In order to implement these statutory provisions as
amended, what is required is a change of mind set among the
Judges and they must have the courage to depart from the
practice which is in vogue. They must remind themselves
that till now these provisions are not followed and the
procedure which is adopted in Courts was totally different
from what is provided under the statute and thus has no legal
basis. That is the real cause for delay in disposal of cases.
Therefore, the need of the hour is a change of mental
attitude, firstly, on the part of the judges and secondly, on
the part of lawyers and litigants. A beginning has to be made.
It has to be done by Judges and Judges alone. In spite of the
criticism and the amendment to the law made by the
Parliament, if the Judges are not sensitive and do not give
effect to these provisions which are made with an avowed
object of speedy disposal of cases, the Judges would be
failing in their duty. Therefore, one may not blame the Code
for delay in disposal of cases. The delay is on account of not
following the provisions of the Code and in not knowing the
philosophy behind these statutory provisions. Even now it is
not too late for the Judges and Lawyers to give effect to the
statutory provisions and render speedy justice to the
litigants. Time has come that this malady should be treated
with even handed at all levels.
21 . In fact this view finds support from the observations
made by the Law Commission in the Reports on the Code of
Civil Procedure:
“In the 14th Report of the Law Commission of India on
“Reform of Judicial Administration”, the Commission notes
with concern the failure of the Courts to appreciate that
Order 17 Rule 1 contemplates the continued hearing of a
case, once it has started, from day to day until it is finished.
It noted with concern that the judiciary seemed to think that
the interrupted hearings should be a rule and day to day
hearings the exception. Both the lawyers and the subordinate
37
judiciary still persist in floating these provisions by refusing
to have a continuous trial.
27th Law Commission Report reads as under:
“There is a popular belief that the technicalities of legal
procedure can be exploited and a case continued almost
indefinitely if so desired. In a weak case, apart from
numerous applications for adjournment, frivolous
interlocutory applications are made, e.g. applications for
amendment of the pleadings or for amendment of issues,
examination of witnesses on commission summoning
unnecessary witnesses etc., These tactics do not succeed
before an experienced and astute Judge.
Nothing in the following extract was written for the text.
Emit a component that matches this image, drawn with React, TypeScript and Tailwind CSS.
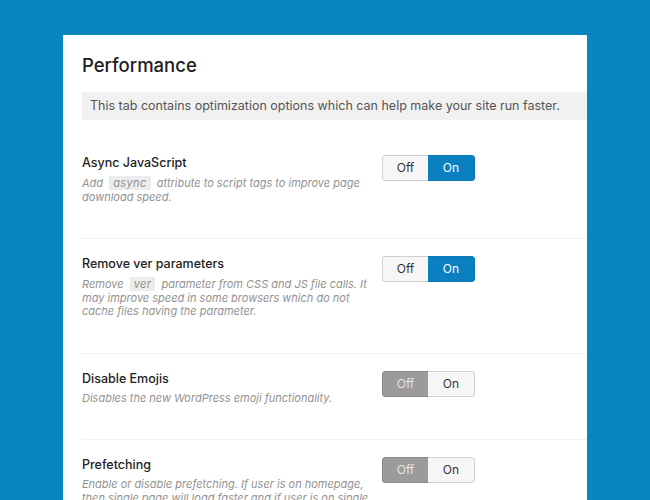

They succeed only
before Judges who have no adequate experience. And such
tactics succeed not because of the observance, but because
of the non-observance, of the rules of procedure. Delay
under this item is, therefore, not due to any defects in
procedure. Rules of procedure are intended to subserve and
not to delay or defeat justice.”
22. Therefore, while considering the prayer for grant of
adjournment, it is necessary to keep in mind the legislative
intent. After the trial commences, the legislative mandate is,
it shall be continued from day to day until all the witnesses
in attendance have been examined. Even to grant an
adjournment beyond the following day exceptional reasons
should exist and it should be recorded in writing before
adjourning the hearing beyond the following day. A reading
of the proviso makes it clear that the limitation of three
adjournments contained in proviso to sub-rule (1) apply
where adjournment is to be granted on account of
circumstances which are beyond the control of that party.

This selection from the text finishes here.